1. öğretmenlere üç kuruş maaş verip sonrasında itibarsızlaştırılmasıdır. bu şartlar altında zeki bir insan manyak değilse neden öğretmen olsun. zeki insanlar başka işlere yönelince kimler öğretmen oluyor. düşük zekalı hiçbir baltaya sap olamayan kişi ya polis oluyor ya öğretmen. sonrasında bu kişiler bu mesleğin itibarını itin götüne sokup çıkarıyor. bir kısır döngü oluşuyor.
  2. turk egitim politikalarinin sorunlarini cesitli basliklarda yazmistim. madem boyle bir baslik acildi buraya da yazayim.

    oncelikle zeki insanlarin baska meslege yonelme egilimi olmasi ve egitim fakultelerine dusuk zekali (!) kisilerin gitmesi seklinde bir arguman olmaz, olamaz. cunku ulkemde universitelere yerlestirme zeka puani ile degil merkezi sinav sistemine gore oluyor. simdi oturup size zeka tanimlari ve olcme methodlarini listelerdim ama bu basligin konusu degil.

    kaliteli ogretmen kimdir peki? bilgiyi karsisindakine aktarabilen, bireysel farkliliklara gore hareket edebilen ve bilgiye nasil ulasilmasi gerektigini bilen, pedogojik yaklasimlara hakim ve kendini degisen dunyada guncel tutabilen kisidir. nasil kaliteli ogretmen olmasi gerektigini universitede ilgili fakultede ogrenir ve mezun olur. mesleginin ilk gununden baslayarakta egitimi devam eder.

    ulkemde kaliteli ogretmen yetisiyor ve yetismeye devam ediyor ama universitelerimizin egitim kadrosu bu kaliteli egitimciyi yetistirecek altyapiya sahip degil. egitim politikalari okul ve universite arasindaki baglantiyi saglayamadigindan okullardaki degisimi egitim hayatinda farkina varmadan yetisiyor egitimciler. yani mufredati okula girince ogreniyor. egitim fakultelerinde hala tepegoz ile teknoloji tanitimi yapiliyor, okula gelince akilli tahtaya baka kaliyor kaliteli(!) ogretmen.

    kisaca kaliteli ogretmen yetismiyorsa yetistiren kurumlarin guncellenmesi ve egitim politikalarindaki iletisim bozuklugunun giderilmesi gerekiyor.
  3. sagliksiz egitim politikalari olabilir. fazla fakulte acilirsa hele su formasyon isleri falan kolaylikla elde edilebilirse beden iscisi tarzinda ogretmenler yetisir.
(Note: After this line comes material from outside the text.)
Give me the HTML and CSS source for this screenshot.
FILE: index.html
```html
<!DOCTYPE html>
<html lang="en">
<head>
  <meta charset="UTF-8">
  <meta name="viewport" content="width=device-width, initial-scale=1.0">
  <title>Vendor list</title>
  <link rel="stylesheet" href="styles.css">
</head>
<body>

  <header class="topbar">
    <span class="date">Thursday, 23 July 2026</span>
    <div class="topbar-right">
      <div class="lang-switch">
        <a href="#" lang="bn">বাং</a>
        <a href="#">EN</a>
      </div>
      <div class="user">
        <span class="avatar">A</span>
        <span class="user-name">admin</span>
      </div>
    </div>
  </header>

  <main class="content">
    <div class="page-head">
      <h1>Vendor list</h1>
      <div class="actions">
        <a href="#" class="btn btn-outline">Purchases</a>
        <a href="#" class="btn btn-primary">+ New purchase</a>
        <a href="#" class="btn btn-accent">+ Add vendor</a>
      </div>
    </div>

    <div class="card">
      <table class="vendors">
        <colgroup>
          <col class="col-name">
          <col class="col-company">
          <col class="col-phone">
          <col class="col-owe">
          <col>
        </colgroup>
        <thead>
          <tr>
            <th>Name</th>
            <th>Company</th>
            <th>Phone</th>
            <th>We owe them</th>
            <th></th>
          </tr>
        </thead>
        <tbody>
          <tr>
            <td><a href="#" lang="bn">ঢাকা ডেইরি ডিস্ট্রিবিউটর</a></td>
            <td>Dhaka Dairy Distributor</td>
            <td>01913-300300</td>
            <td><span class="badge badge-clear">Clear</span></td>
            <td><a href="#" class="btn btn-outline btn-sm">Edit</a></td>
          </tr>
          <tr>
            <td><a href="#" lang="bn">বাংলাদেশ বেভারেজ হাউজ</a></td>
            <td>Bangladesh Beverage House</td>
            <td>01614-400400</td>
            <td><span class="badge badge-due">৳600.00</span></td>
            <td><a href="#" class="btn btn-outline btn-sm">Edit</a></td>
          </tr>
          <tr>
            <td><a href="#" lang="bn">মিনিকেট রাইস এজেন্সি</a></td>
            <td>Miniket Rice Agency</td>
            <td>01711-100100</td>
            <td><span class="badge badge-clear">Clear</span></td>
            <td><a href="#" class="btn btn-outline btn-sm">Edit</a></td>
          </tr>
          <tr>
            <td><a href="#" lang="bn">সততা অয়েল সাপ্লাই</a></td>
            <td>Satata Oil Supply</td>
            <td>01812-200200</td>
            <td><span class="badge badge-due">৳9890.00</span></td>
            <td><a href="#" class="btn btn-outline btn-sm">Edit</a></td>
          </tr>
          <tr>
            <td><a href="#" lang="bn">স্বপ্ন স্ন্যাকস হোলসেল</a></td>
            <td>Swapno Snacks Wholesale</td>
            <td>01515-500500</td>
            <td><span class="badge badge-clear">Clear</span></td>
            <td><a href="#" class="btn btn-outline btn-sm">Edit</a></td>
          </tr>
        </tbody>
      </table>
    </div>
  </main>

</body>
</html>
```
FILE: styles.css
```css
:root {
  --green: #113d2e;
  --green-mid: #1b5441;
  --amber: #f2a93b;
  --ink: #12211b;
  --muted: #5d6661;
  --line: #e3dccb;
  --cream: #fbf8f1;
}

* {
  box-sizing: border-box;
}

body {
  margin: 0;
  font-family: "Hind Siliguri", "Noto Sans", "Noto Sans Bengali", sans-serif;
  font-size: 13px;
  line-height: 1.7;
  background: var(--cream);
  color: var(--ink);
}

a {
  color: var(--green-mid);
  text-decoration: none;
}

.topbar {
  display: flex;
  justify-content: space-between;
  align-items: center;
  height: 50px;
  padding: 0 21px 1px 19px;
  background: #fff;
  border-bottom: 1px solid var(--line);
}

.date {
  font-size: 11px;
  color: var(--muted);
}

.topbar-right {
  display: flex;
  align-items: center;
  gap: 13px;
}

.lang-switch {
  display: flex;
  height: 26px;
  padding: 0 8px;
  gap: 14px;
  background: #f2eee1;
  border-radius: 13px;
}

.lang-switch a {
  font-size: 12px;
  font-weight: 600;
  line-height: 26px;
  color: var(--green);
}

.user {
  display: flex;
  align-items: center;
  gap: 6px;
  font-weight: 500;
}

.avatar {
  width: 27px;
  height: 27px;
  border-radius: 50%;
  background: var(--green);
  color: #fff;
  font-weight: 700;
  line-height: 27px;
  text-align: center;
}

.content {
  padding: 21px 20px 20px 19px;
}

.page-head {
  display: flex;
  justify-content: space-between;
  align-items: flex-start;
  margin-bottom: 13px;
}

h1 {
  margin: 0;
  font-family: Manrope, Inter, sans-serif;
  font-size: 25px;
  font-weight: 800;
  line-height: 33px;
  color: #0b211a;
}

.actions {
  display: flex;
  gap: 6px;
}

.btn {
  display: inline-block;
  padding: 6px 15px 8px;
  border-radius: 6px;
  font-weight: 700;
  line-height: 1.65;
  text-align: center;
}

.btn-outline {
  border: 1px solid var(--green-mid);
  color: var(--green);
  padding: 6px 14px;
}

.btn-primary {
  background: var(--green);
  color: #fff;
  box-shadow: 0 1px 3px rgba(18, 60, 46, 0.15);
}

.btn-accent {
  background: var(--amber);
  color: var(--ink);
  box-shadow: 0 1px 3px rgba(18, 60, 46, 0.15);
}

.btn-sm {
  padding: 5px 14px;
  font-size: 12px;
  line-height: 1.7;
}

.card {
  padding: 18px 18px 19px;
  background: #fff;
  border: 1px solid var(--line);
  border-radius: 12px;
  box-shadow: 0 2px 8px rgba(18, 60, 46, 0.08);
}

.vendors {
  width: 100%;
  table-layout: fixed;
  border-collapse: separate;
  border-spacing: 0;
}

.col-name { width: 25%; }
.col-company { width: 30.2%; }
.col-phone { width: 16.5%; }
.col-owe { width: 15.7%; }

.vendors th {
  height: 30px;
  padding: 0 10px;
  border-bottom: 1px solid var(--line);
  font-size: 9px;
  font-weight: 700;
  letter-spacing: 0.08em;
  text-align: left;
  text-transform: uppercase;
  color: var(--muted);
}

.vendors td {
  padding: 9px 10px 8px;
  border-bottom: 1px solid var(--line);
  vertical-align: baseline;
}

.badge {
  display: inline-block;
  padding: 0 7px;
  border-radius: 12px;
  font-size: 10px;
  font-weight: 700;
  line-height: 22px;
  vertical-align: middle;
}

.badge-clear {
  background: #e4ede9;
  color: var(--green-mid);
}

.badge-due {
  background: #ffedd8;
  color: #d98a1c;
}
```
    aslinda sagliksiz egitim politikasi derken universite acmayi kastetmiyorum. ogretmen fakultesi acarak egitimin iyilesecegini dusunmek sikinti. hani diyorlar ya her yere muhendislik fakultesi acildi. herkes muhendis falan, katilmiyorum. isinizi iyi yaparsaniz gayet iyi muhendis olursunuz. isiniz oh universiteye geldim gezeyimse olmazsiniz.
  4. öğretmenliğin ayağa düşmesi

    sadece bunun ile alakalı fakültelerden mezun kimselerin öğretmen olması gerekirken ülkemizde özal'ın (ateşi bol olsun) taşeron anlayışının memuriyetteki tezahürü olan "sözleşmeli" eleman sistemi yüzünden insanlar "hiçbir şey olamazsam sözleşmeli öğretmen olurum. bakarsın kadro da alırım" diyor. o yüzden öğretmenlik eski ciddiyetini ve saygısını kaybetti ülkemizde.